There is no unique and universally accepted definition of "tunneling time" in physics. This is because time is not an operator in quantum mechanics, unlike other quantities like position and momentum. Among the many candidates for "tunneling time" are (i) the group delay or phase time, (ii) the dwell time, (iii) the Larmor times, (iv) the Büttiker–Landauer time, and (v) the semiclassical time. Three of these tunneling times (group delay, dwell time, and Larmor time) exhibit the Hartman effect, in the sense that they saturate at a constant value as the barrier thickness is increased. If the tunneling time T remains fixed as the barrier thickness L is increased, then the tunneling velocity v = L/T will ultimately become unbounded. The Hartman effect thus leads to predictions of anomalously large, and even superluminal tunneling velocities in the limit of thick barriers. However, more recent rigorous analysis proves that the process is entirely subluminal.

==Experimental verification==
Tunneling time experiments with quantum particles like electrons are extremely difficult, not only because of the timescales (attoseconds) and length scales (sub-nanometre) involved, but also because of possible confounding interactions with the environment that have nothing to do with the actual tunneling process itself. As a result, the only experimental observations of the Hartman effect have been based on electromagnetic analogs to quantum tunneling. The first experimental verification of the Hartman effect was by Enders and Nimtz, who used a microwave waveguide with a narrowed region that served as a barrier to waves with frequencies below the cutoff frequency in that region. They measured the frequency-dependent phase shift of continuous wave (cw) microwaves transmitted by the structure. They found that the frequency-dependent phase shift was independent of the length of the barrier region. Since the group delay (phase time) is the derivative of the phase shift with respect to frequency, this independence of the phase shift means that the group delay is independent of barrier length, a confirmation of the Hartman effect. They also found that the measured group delay was shorter than the transit time L/c for a pulse travelling at the speed of light c over the same barrier distance L in vacuum. From this, it was inferred that the tunneling of evanescent waves is superluminal, despite it is now known on rigorous mathematical grounds that the relativistic quantum tunneling (modeled using the Dirac equation) is a subluminal process.

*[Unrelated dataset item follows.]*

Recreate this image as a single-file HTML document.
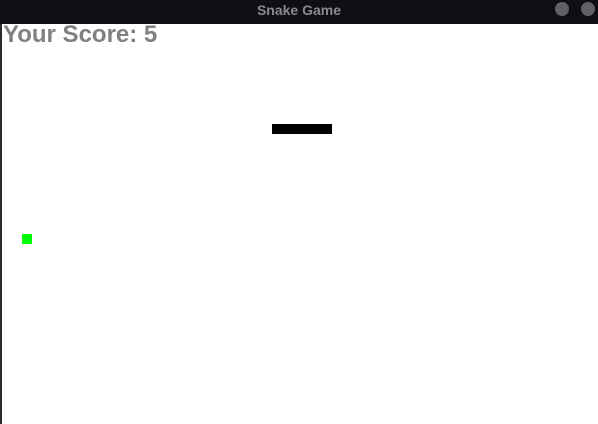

At optical frequencies the electromagnetic analogs to quantum tunneling involve wave propagation in photonic bandgap structures and frustrated total internal reflection at the interface between two prisms in close contact. Spielmann, et al. sent 12 fs (FWHM) laser pulses through the stop band of a multilayer dielectric structure. They found that the measured group delay was independent of the number of layers, or equivalently, the thickness of the photonic barrier, thus confirming the Hartman effect for tunneling light waves. In another optical experiment, Longhi, et al. sent 380-ps wide laser pulses through the stop band of a fiber Bragg grating (FBG). They measured the group delay of the transmitted pulses for gratings of length 1.3 cm, 1.6 cm, and 2 cm and found that the delay saturated with length L in a manner described by the function tanh(qL), where q is the grating coupling constant. This is another confirmation of the Hartman effect. The inferred tunneling group velocity was faster than that of a reference pulse propagating in a fiber without a barrier and also increased with FBG length, or equivalently, the reflectivity.

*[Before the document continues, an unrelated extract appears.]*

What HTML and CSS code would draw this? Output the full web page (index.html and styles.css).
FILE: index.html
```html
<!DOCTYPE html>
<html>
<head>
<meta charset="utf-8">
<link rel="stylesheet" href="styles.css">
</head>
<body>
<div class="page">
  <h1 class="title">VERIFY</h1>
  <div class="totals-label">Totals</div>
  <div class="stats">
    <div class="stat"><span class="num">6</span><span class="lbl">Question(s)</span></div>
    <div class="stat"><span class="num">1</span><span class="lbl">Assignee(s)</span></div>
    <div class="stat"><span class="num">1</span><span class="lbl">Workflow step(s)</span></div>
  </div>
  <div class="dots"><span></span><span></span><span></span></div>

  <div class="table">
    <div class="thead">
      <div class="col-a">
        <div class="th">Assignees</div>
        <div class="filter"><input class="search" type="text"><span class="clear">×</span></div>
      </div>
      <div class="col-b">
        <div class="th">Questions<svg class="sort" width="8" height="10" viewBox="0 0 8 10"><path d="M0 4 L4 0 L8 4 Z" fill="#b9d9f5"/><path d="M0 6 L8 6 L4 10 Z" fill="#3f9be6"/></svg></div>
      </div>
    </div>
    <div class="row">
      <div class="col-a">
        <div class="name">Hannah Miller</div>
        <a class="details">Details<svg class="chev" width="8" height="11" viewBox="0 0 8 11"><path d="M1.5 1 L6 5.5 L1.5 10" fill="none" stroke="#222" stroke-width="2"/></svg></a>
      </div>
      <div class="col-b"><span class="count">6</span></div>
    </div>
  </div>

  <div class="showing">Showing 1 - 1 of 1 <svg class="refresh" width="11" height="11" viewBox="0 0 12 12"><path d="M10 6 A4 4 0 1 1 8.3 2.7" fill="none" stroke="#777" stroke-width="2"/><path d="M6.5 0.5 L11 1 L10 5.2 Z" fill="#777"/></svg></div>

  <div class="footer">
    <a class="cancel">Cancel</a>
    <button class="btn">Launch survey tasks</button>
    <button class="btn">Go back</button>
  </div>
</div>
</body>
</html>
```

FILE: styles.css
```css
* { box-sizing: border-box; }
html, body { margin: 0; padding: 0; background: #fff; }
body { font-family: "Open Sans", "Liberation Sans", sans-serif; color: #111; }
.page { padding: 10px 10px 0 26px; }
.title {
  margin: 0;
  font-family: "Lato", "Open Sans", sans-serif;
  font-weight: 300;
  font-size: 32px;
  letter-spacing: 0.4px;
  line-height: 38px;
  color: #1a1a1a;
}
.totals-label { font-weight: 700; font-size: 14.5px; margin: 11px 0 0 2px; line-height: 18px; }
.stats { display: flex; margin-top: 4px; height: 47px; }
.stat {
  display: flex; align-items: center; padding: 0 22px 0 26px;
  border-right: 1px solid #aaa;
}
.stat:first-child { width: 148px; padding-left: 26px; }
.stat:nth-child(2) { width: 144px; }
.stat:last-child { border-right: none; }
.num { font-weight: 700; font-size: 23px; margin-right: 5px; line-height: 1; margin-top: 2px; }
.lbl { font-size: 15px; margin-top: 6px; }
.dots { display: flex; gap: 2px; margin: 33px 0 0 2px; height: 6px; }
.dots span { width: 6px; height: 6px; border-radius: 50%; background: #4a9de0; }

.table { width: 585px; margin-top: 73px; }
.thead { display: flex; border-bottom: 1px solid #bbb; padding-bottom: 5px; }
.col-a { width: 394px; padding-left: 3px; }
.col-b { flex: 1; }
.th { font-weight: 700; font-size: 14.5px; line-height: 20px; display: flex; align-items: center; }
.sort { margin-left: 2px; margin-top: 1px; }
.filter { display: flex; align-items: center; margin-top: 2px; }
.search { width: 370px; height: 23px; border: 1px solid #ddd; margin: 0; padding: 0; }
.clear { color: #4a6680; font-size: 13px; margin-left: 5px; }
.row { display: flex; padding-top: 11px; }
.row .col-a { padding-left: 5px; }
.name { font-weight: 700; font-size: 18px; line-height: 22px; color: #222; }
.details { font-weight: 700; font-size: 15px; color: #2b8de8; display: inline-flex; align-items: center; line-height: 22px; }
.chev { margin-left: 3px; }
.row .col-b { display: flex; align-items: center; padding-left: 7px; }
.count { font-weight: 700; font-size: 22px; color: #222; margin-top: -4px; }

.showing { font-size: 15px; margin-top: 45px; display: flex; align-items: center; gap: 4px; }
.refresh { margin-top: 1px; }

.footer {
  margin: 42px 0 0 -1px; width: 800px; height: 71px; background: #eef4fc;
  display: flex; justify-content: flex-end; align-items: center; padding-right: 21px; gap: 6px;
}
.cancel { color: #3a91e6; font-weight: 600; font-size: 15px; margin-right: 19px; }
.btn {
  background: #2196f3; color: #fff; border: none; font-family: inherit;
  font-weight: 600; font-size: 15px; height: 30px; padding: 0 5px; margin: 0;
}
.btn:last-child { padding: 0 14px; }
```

In a different approach to optical tunneling, Balcou and Dutriaux measured the group delay associated with light transport across a small gap between two prisms. When a light beam travelling through a prism impinges upon the glass-air interface at an angle greater than a certain critical angle, it undergoes total internal reflection and no energy is transmitted into the air. However, when another prism is brought very close (within a wavelength) to the first prism, light can tunnel across the gap and carry energy into the second prism. This phenomenon is known as frustrated total internal reflection (FTIR) and is an optical analog of quantum tunneling. Balcou and Dutriaux obtained the group delay from a measurement of the beam shift (known as the Goos–Hänchen shift) during FTIR. They found that the group delay saturates with the separation between the prisms, thus confirming the Hartman effect. They also found that the group delays were equal for both transmitted and reflected beams, a result that is predicted for symmetric barriers.

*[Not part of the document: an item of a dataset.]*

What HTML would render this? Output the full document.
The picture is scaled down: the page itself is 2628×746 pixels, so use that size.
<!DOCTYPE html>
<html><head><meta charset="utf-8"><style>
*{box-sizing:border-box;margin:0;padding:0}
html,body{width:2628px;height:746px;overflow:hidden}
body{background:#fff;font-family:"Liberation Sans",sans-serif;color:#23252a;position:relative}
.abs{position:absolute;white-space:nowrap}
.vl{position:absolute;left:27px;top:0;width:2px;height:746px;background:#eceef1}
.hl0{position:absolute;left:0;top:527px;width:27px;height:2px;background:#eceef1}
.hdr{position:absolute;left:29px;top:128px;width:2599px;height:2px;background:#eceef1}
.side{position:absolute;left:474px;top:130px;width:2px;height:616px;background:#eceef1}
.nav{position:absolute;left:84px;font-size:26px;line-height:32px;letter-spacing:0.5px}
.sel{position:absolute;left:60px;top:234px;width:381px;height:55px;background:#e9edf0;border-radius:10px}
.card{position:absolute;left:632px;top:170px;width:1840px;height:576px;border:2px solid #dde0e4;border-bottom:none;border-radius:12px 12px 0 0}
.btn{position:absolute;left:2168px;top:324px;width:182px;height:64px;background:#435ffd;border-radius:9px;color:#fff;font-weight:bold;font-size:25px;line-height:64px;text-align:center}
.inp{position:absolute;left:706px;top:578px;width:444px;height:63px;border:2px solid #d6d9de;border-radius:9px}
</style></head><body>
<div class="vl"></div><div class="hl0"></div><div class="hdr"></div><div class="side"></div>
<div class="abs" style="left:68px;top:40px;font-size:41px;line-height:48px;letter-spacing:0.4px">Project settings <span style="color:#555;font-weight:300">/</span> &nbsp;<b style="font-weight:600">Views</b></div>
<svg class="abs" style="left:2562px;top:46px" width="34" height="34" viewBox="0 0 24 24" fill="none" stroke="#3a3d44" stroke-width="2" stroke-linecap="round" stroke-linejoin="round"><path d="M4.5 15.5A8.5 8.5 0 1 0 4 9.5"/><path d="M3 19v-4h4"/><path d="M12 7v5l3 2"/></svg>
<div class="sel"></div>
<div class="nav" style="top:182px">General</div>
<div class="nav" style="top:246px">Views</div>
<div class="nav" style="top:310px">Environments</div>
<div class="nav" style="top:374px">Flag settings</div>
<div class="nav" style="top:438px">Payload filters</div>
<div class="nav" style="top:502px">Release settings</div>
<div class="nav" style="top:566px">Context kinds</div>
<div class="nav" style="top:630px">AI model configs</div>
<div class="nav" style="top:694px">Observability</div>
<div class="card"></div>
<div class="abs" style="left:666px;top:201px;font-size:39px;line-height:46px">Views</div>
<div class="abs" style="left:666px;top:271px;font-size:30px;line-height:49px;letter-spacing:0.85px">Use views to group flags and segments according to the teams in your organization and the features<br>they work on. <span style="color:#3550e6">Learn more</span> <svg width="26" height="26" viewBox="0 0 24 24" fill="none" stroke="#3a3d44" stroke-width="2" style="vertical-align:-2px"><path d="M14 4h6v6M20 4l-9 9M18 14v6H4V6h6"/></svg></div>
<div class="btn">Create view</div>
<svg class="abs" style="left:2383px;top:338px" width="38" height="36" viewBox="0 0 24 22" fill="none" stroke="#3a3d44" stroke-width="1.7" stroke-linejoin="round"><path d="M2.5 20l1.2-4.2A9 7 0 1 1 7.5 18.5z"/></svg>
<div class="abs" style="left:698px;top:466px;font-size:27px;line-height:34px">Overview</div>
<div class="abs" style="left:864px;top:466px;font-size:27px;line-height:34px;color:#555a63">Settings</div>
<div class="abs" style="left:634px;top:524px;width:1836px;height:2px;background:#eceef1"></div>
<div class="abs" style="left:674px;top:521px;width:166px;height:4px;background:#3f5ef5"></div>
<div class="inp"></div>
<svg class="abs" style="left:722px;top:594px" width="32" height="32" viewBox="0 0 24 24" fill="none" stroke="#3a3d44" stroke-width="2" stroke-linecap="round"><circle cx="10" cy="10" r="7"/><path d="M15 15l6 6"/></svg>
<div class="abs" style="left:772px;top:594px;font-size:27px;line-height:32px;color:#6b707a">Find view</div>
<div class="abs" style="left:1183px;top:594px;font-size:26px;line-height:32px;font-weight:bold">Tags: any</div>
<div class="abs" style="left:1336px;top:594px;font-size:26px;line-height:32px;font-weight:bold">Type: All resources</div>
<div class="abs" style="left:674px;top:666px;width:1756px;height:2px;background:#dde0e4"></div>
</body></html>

The Hartman effect has also been observed with acoustic waves. Yang, et al. propagated ultrasound pulses through 3d phononic crystals made of tungsten carbide beads in water. For frequencies inside the stop band they found that the group delay saturated with sample thickness. By converting the delay to a velocity through v = L/T, they found a group velocity that increases with sample thickness. In another experiment, Robertson, et al. created a periodic acoustic waveguide structure with an acoustic bandgap for audio frequency pulses. They found that inside the stop band the acoustic group delay was relatively insensitive to the length of the structure, a verification of the Hartman effect. Furthermore, the group velocity increased with length and was greater than the speed of sound, a phenomenon they refer to as "breaking the sound barrier."

==Origin==
Why does the tunneling time of a particle or wave packet become independent of barrier width for thick enough barriers? The origin of the Hartman effect had been a mystery for decades. If the tunneling time becomes independent of barrier width, the implication is that the wave packet speeds up as the barrier is made longer. Not only does it speed up, but it speeds up by just the right amount to traverse the increased distance in the same amount of time. In 2002 Herbert Winful showed that the group delay for a photonic bandgap structure is identical to the dwell time which is proportional to the stored energy in the barrier. In fact, the dwell time is the stored energy divided by the input power. In the stop band, the electric field is an exponentially decaying function of distance. The stored energy is proportional to the integral of the square of the field. This integral, the area under a decaying exponential, becomes independent of length for a long enough barrier. The group delay saturates because the stored energy saturates. He redefined the group delay in tunneling as the lifetime of stored energy escaping through both ends. This interpretation of group delay as a lifetime also explains why the transmission and reflection group delays are equal for a symmetric barrier. He pointed out that the tunnelling time is not a propagation delay and "should not be linked to a velocity since evanescent waves do not propagate". In other papers Winful extended his analysis to quantum (as opposed to electromagnetic) tunneling and showed that the group delay is equal to the dwell time plus a self-interference delay, both of which are proportional to the integrated probability density and hence saturate with barrier length.